Records with interface code
— START —

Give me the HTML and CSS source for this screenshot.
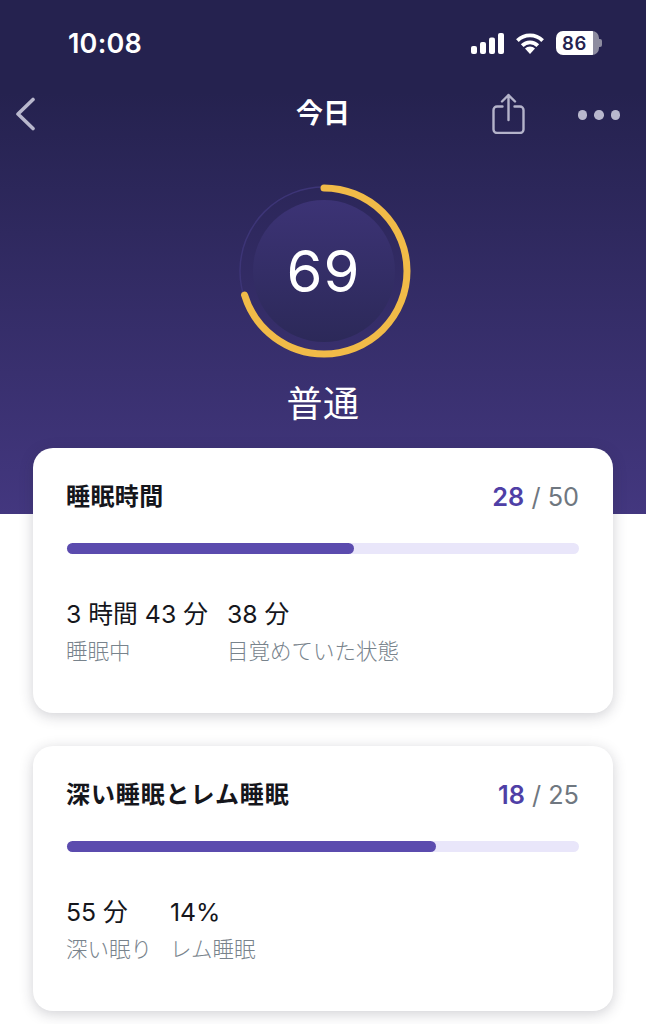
FILE: index.html
```html
<!DOCTYPE html>
<html lang="ja">
<head>
    <meta charset="UTF-8">
    <meta name="viewport" content="width=device-width, initial-scale=1.0">
    <title>今日</title>
    <link rel="stylesheet" href="styles.css">
</head>
<body>
    <header class="hero">
        <div class="status-bar">
            <span class="clock">10:08</span>
            <div class="status-icons">
                <svg class="signal" width="33" height="21" viewBox="0 0 33 21" fill="#fff">
                    <rect x="0" y="13" width="6" height="8" rx="2"/>
                    <rect x="9" y="9" width="6" height="12" rx="2"/>
                    <rect x="18" y="4.5" width="6" height="16.5" rx="2"/>
                    <rect x="27" y="0" width="6" height="21" rx="2"/>
                </svg>
                <svg class="wifi" width="28" height="21" viewBox="0 0 28 21" fill="none" stroke="#fff" stroke-width="3.8">
                    <path d="M1.4 7.6a18 18 0 0 1 25.2 0"/>
                    <path d="M6.2 12.6a11 11 0 0 1 15.6 0"/>
                    <path d="M9 15.6 14 21l5-5.4a7 7 0 0 0-10 0z" fill="#fff" stroke="none"/>
                </svg>
                <div class="battery"><span>86</span></div>
            </div>
        </div>

        <nav class="nav-bar">
            <svg class="back" width="22" height="34" viewBox="0 0 22 34" fill="none" stroke="#b9b8cd" stroke-width="3.6" stroke-linecap="round" stroke-linejoin="round">
                <path d="M18 2.5 3 17l15 14.5"/>
            </svg>
            <h1>今日</h1>
            <svg class="share" width="33" height="41" viewBox="0 0 33 41" fill="none" stroke="#b4b3ca" stroke-width="2.4" stroke-linecap="round" stroke-linejoin="round">
                <path d="M10.5 13.5H5a3.5 3.5 0 0 0-3.500 3.500v19.500a3.500 3.500 0 0 0 3.500 3.500h23a3.500 3.500 0 0 0 3.500-3.500V17a3.500 3.500 0 0 0-3.500-3.500h-5.500"/>
                <path d="M16.500 27V2M10 8.500l6.500-6.500 6.500 6.500"/>
            </svg>
            <div class="more"><i></i><i></i><i></i></div>
        </nav>

        <div class="score">
            <svg class="ring" width="180" height="180" viewBox="0 0 180 180">
                <defs>
                    <linearGradient id="core" x1="0" y1="0" x2="0" y2="1">
                        <stop offset="0" stop-color="#3c3375"/>
                        <stop offset="1" stop-color="#2c2959"/>
                    </linearGradient>
                </defs>
                <circle cx="90" cy="90" r="84" fill="none" stroke="#3d3577" stroke-width="1.5"/>
                <circle cx="90" cy="90" r="71" fill="url(#core)"/>
                <circle class="ring-value" cx="90" cy="90" r="83" pathLength="100" transform="rotate(-90 90 90)"/>
            </svg>
            <span class="score-number">69</span>
        </div>
        <p class="score-label">普通</p>
    </header>

    <main class="cards">
        <section class="card">
            <div class="card-head">
                <h2>睡眠時間</h2>
                <div class="points"><b>28</b> / 50</div>
            </div>
            <div class="bar"><div class="bar-fill" style="width: 56%"></div></div>
            <div class="stats">
                <div class="stat">
                    <div class="stat-value">3 時間 43 分</div>
                    <div class="stat-name">睡眠中</div>
                </div>
                <div class="stat">
                    <div class="stat-value">38 分</div>
                    <div class="stat-name">目覚めていた状態</div>
                </div>
            </div>
        </section>

        <section class="card card-deep">
            <div class="card-head">
                <h2>深い睡眠とレム睡眠</h2>
                <div class="points"><b>18</b> / 25</div>
            </div>
            <div class="bar"><div class="bar-fill" style="width: 72%"></div></div>
            <div class="stats">
                <div class="stat">
                    <div class="stat-value">55 分</div>
                    <div class="stat-name">深い眠り</div>
                </div>
                <div class="stat">
                    <div class="stat-value">14%</div>
                    <div class="stat-name">レム睡眠</div>
                </div>
            </div>
        </section>
    </main>
</body>
</html>
```

FILE: styles.css
```css
* {
    box-sizing: border-box;
}
html, body {
    height: 1024px;
    overflow: hidden;
}
body {
    margin: 0;
    background: #fff;
    font-family: Inter, "Noto Sans CJK JP", sans-serif;
    color: #15161c;
}
.hero {
    height: 514px;
    padding-top: 28px;
    background: linear-gradient(180deg, #25224f 0%, #25224f 18%, #43377f 100%);
    color: #fff;
}
.status-bar {
    display: flex;
    justify-content: space-between;
    align-items: center;
    height: 30px;
    padding: 0 47px 0 68px;
}
.clock {
    font-size: 27px;
    font-weight: 600;
    letter-spacing: 0.2px;
}
.status-icons {
    display: flex;
    align-items: center;
    gap: 12px;
}
.battery {
    position: relative;
    width: 43px;
    height: 24px;
    border-radius: 7px;
    background: linear-gradient(90deg, #fff 0%, #fff 86%, #8d8ca0 86%);
    color: #25224f;
    font-size: 18.5px;
    font-weight: 600;
    line-height: 24px;
    padding-left: 6px;
    letter-spacing: 0.6px;
}
.battery::after {
    content: "";
    position: absolute;
    right: -3px;
    top: 8px;
    width: 3px;
    height: 8px;
    border-radius: 0 2px 2px 0;
    background: #8d8ca0;
}
.nav-bar {
    display: flex;
    align-items: center;
    height: 44px;
    margin-top: 35px;
    padding: 0 26px 0 15px;
    position: relative;
}
.nav-bar h1 {
    position: absolute;
    left: 0;
    right: 0;
    top: 3px;
    margin: 0;
    text-align: center;
    font-size: 27px;
    line-height: 36px;
    font-weight: 700;
}
.back {
    margin-top: -3px;
}
.share {
    margin-left: auto;
    margin-top: -3px;
}
.more {
    display: flex;
    gap: 7px;
    margin-left: 53px;
}
.more i {
    display: block;
    width: 9.5px;
    height: 9.5px;
    border-radius: 50%;
    background: #b9b8cd;
}
.score {
    position: relative;
    width: 180px;
    height: 180px;
    margin: 44px auto 0;
    display: flex;
    align-items: center;
    justify-content: center;
    left: 0.5px;
}
.ring {
    position: absolute;
    inset: 0;
}
.ring-value {
    fill: none;
    stroke: #f1bb48;
    stroke-width: 7;
    stroke-linecap: round;
    stroke-dasharray: 70.3 100;
}
.score-number {
    position: relative;
    font-size: 58px;
    font-weight: 400;
    letter-spacing: 1px;
}
.score-label {
    margin: 18px 0 0;
    text-align: center;
    font-size: 36px;
    line-height: 50px;
    letter-spacing: 0.5px;
}
.cards {
    display: flex;
    flex-direction: column;
    gap: 33px;
    margin: -66px 33px 0;
    position: relative;
}
.card {
    height: 265px;
    padding: 31px 34px 0;
    background: #fff;
    border-radius: 20px;
    box-shadow: 0 3px 14px rgba(40, 40, 60, 0.22);
}
.card-head {
    display: flex;
    justify-content: space-between;
    align-items: center;
    height: 34px;
}
.card-head h2 {
    margin: -3px 0 0 -1px;
    font-size: 24px;
    font-weight: 600;
    letter-spacing: 0.4px;
}
.card-deep h2 {
    letter-spacing: 0.9px;
}
.points {
    font-size: 25.3px;
    color: #6f7780;
}
.points b {
    font-weight: 600;
    color: #4f3fa6;
}
.bar {
    height: 11px;
    margin-top: 30px;
    border-radius: 6px;
    background: #e9e6fa;
}
.bar-fill {
    height: 100%;
    border-radius: 6px;
    background: #5b4bae;
}
.stats {
    display: flex;
    gap: 19px;
    margin: 42px 0 0 -1px;
}
.card-deep .stats {
    gap: 18px;
}
.stat-value {
    font-size: 24.8px;
    line-height: 36px;
}
.stat-name {
    margin-top: 4px;
    font-size: 21.5px;
    line-height: 30px;
    font-weight: 300;
    color: #78838c;
}
```
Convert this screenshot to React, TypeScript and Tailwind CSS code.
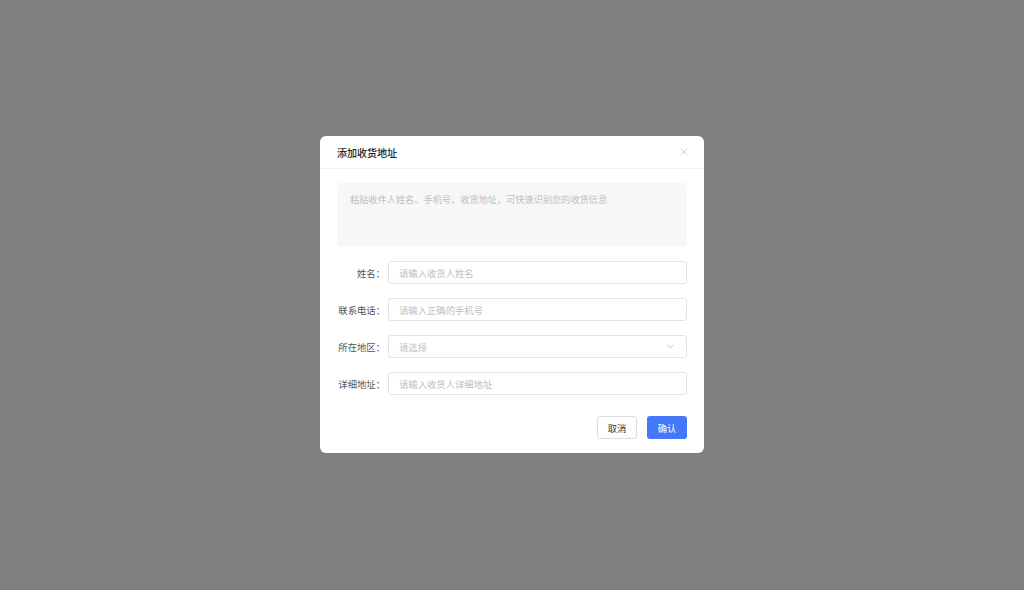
import { X, ChevronDown } from 'lucide-react'

const font = { fontFamily: '"Noto Sans CJK SC", "Noto Sans", sans-serif' }

function Field({ label, placeholder, select }: { label: string; placeholder: string; select?: boolean }) {
  return (
    <div className="flex items-center">
      <label className="w-[51px] shrink-0 pr-[3px] text-right text-[9.33px] text-[#555]">{label}：</label>
      <div className="flex h-[23px] flex-1 items-center justify-between rounded-[3px] border border-[#e3e3e3] bg-white px-[10px]">
        <span className="text-[9.33px] text-[#c0c0c0]">{placeholder}</span>
        {select && <ChevronDown size={11} strokeWidth={1.5} className="text-[#999]" />}
      </div>
    </div>
  )
}

export default function App() {
  return (
    <div style={font} className="flex h-[590px] w-[1024px] items-center justify-center bg-[#808080]">
      <div className="mb-px w-[384px] overflow-hidden rounded-[6px] bg-white">
        <div className="flex h-[33px] items-center justify-between border-b border-[#f2f2f2] pl-[17px] pr-[14px]">
          <h2 className="text-[10px] font-medium text-[#222]">添加收货地址</h2>
          <X size={12} strokeWidth={1.3} className="text-[#b5b5b5]" />
        </div>
        <div className="px-[17px] pt-[14px] pb-[14px]">
          <div className="h-[63px] rounded-[3px] bg-[#f7f7f7] px-[13px] pt-[10px]">
            <p className="text-[9.2px] text-[#c0c0c0]">粘贴收件人姓名、手机号、收货地址，可快速识别您的收货信息</p>
          </div>
          <div className="mt-[15px] flex flex-col gap-[14px]">
            <Field label="姓名" placeholder="请输入收货人姓名" />
            <Field label="联系电话" placeholder="请输入正确的手机号" />
            <Field label="所在地区" placeholder="请选择" select />
            <Field label="详细地址" placeholder="请输入收货人详细地址" />
          </div>
          <div className="mt-[21px] flex justify-end gap-[10px]">
            <button className="h-[23px] w-[40px] rounded-[3px] border border-[#dcdcdc] bg-white text-[9.33px] text-[#333]">取消</button>
            <button className="h-[23px] w-[40px] rounded-[3px] bg-[#4478f6] text-[9.33px] text-white">确认</button>
          </div>
        </div>
      </div>
    </div>
  )
}
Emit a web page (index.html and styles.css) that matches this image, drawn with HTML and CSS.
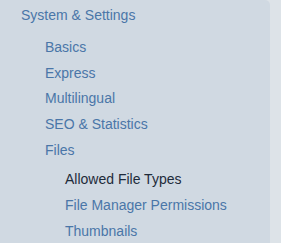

— END —

• Aim of the exercise: Filter the data for the string "screenshot" and copy every line that has it.

• Reply:
Give me the HTML and CSS source for this screenshot.
Convert this screenshot to React, TypeScript and Tailwind CSS code.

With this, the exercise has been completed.